Representation Learning and the Information Bottleneck Approach

I want to highlight and recommend an arXiv paper I've read a few months ago:

This paper is refreshingly well written, it was pure delight to read. Therefore, I won't summarise it here, it would be robbing you of the experience of reading a much better exposition. So please go and read the original, the rest of this post are just my thoughts connecting it to representation learning.

The state of unsupervised representation learning

Many people who are interested in unsupervised learning today primarily hope to use it to learn representations that are useful to solve certain tasks later. For example, classify images with fewer labels. But I think most researchers would also agree that we don't have all the answers about how to do this properly.
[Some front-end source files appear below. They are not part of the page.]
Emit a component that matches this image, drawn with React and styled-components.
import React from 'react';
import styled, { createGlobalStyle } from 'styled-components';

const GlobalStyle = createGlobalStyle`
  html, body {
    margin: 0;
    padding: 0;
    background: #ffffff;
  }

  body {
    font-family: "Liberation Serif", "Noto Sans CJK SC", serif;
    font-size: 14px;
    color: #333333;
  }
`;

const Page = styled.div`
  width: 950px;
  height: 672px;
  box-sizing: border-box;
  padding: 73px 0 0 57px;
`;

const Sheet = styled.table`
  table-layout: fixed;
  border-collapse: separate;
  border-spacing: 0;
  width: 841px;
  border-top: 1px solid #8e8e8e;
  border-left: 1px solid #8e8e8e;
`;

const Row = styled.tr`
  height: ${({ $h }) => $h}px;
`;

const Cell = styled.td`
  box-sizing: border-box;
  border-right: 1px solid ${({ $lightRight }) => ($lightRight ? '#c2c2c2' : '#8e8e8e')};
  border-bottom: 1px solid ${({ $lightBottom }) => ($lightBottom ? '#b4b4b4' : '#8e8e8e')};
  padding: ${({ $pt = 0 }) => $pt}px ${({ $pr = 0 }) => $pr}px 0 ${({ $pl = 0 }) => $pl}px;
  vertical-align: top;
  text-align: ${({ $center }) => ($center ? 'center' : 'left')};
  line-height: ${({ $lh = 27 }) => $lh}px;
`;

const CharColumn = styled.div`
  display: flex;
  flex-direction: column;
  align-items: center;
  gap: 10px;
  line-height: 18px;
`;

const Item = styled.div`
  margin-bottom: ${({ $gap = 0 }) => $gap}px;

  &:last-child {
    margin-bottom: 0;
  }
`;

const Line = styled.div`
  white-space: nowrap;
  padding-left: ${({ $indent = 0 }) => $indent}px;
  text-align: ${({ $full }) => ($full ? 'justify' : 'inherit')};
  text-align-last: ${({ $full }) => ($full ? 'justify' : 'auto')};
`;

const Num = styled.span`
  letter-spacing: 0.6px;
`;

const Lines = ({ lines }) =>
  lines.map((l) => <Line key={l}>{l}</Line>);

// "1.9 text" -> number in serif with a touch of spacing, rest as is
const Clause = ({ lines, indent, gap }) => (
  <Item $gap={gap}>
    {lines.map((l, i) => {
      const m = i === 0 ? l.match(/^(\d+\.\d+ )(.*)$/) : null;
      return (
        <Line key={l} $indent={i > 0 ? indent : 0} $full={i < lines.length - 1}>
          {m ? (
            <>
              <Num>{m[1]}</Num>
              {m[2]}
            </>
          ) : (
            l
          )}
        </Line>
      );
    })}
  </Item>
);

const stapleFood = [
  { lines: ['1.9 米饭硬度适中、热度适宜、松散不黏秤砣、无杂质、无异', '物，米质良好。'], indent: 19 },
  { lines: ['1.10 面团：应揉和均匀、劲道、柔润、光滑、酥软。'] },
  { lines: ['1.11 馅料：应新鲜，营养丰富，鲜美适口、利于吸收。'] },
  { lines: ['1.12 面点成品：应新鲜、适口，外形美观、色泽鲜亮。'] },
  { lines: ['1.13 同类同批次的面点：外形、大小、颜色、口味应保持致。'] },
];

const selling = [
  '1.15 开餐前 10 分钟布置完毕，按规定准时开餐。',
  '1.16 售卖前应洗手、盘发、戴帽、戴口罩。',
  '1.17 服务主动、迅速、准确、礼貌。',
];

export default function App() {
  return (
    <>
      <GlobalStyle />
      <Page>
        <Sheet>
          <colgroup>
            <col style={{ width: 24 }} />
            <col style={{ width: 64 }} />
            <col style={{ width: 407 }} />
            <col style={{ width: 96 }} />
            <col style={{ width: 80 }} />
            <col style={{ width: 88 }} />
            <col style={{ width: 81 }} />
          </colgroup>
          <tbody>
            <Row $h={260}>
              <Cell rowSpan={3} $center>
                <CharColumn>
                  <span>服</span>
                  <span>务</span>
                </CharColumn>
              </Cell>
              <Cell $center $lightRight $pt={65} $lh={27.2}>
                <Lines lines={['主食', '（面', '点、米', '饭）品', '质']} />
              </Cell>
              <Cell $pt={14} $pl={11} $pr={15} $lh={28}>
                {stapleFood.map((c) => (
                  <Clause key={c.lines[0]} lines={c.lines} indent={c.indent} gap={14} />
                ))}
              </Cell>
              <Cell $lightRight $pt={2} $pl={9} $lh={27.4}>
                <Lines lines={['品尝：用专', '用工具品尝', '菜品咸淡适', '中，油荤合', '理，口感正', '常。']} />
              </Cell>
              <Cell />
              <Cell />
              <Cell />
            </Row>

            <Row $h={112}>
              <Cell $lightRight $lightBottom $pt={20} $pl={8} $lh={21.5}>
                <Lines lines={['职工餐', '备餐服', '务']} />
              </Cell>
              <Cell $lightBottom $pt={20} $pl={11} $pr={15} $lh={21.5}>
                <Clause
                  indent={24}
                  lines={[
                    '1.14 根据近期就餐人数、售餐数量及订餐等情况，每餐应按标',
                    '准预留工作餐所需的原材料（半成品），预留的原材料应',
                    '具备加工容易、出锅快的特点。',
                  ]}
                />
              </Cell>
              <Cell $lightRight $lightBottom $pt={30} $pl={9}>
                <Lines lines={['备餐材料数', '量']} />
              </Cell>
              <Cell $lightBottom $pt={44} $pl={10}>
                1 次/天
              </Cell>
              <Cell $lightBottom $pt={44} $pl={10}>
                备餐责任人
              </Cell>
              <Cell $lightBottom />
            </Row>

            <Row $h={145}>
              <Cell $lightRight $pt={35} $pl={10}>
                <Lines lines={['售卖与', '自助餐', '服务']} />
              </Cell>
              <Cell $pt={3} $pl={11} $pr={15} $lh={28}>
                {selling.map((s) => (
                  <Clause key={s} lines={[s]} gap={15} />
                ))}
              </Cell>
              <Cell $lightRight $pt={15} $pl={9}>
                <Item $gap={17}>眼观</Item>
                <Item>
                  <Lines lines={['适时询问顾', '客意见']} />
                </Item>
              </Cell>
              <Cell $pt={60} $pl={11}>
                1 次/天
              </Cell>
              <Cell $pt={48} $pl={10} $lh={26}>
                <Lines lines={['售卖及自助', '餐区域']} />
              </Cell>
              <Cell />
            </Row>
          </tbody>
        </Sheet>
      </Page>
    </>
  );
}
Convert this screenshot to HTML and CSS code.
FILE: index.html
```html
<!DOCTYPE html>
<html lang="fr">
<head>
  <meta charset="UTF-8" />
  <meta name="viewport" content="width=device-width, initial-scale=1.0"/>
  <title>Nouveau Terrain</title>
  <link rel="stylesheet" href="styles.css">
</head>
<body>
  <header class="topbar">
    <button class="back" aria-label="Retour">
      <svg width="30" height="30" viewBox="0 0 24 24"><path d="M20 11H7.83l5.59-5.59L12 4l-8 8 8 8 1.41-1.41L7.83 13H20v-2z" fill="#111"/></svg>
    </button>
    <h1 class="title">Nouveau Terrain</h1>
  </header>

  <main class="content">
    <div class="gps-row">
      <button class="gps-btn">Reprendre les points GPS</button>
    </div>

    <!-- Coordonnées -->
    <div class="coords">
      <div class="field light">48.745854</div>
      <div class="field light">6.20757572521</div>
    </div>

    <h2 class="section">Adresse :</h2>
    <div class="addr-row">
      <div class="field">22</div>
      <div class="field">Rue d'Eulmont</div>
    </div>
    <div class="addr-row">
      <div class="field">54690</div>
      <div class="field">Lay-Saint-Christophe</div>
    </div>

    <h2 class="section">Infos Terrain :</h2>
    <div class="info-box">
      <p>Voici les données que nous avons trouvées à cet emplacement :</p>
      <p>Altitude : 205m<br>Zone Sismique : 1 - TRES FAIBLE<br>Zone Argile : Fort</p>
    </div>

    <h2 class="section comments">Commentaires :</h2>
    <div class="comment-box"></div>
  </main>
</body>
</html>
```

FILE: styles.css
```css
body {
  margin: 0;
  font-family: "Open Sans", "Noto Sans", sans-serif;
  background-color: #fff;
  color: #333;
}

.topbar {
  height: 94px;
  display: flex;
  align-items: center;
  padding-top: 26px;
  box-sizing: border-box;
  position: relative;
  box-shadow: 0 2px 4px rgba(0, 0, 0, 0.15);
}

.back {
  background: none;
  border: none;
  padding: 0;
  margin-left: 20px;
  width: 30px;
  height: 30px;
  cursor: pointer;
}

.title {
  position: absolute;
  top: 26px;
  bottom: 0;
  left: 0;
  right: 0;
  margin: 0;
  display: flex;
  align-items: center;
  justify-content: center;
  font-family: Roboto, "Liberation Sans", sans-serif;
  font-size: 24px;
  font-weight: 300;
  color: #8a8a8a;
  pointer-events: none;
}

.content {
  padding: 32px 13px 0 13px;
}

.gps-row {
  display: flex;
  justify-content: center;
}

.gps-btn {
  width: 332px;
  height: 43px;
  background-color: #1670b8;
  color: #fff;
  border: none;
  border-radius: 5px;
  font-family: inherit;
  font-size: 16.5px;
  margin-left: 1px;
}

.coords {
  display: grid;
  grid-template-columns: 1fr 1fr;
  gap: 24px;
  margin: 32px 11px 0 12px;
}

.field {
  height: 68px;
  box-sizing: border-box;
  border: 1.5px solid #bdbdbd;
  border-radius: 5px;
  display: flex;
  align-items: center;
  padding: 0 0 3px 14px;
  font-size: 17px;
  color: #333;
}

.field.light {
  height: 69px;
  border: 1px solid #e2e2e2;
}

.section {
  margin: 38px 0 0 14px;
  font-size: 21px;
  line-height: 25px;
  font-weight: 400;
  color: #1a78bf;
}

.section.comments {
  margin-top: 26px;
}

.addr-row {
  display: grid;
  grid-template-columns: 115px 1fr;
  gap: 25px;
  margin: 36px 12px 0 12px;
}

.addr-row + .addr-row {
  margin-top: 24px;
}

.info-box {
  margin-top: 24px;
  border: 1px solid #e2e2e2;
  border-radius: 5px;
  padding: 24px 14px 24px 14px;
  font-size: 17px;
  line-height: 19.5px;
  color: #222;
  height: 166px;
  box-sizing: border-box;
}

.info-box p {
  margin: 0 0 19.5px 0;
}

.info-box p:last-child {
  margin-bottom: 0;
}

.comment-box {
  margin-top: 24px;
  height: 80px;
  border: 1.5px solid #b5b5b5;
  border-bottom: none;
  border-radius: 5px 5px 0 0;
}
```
How should we formulate the goal of representation learning in a way that can be used as an objective for learning?

Let me put this in the context of Marr's three levels of analysis, shown in the figure below. Advances in deep learning gave us very powerful new tools for learning rich representations, especially for raw sensory signals like images. But this mainly represents progress at the algorithmic and implementation level. I believe that we still desperately need new insights at the computational level, especially when it comes to unsupervised learning.

Marr's level of analysis

Information Bottleneck

The information bottleneck approach is a beautifully elegant approach to representation learning: specifically for deciding which aspects of observed data are relevant information, and what aspects can be thrown away. It does this by balancing two criteria (formally expressed in Equation 8 of the paper):

I think this is what representation learning should be about at a high level. This framework encapsulates what should be the computational goal of representation learning.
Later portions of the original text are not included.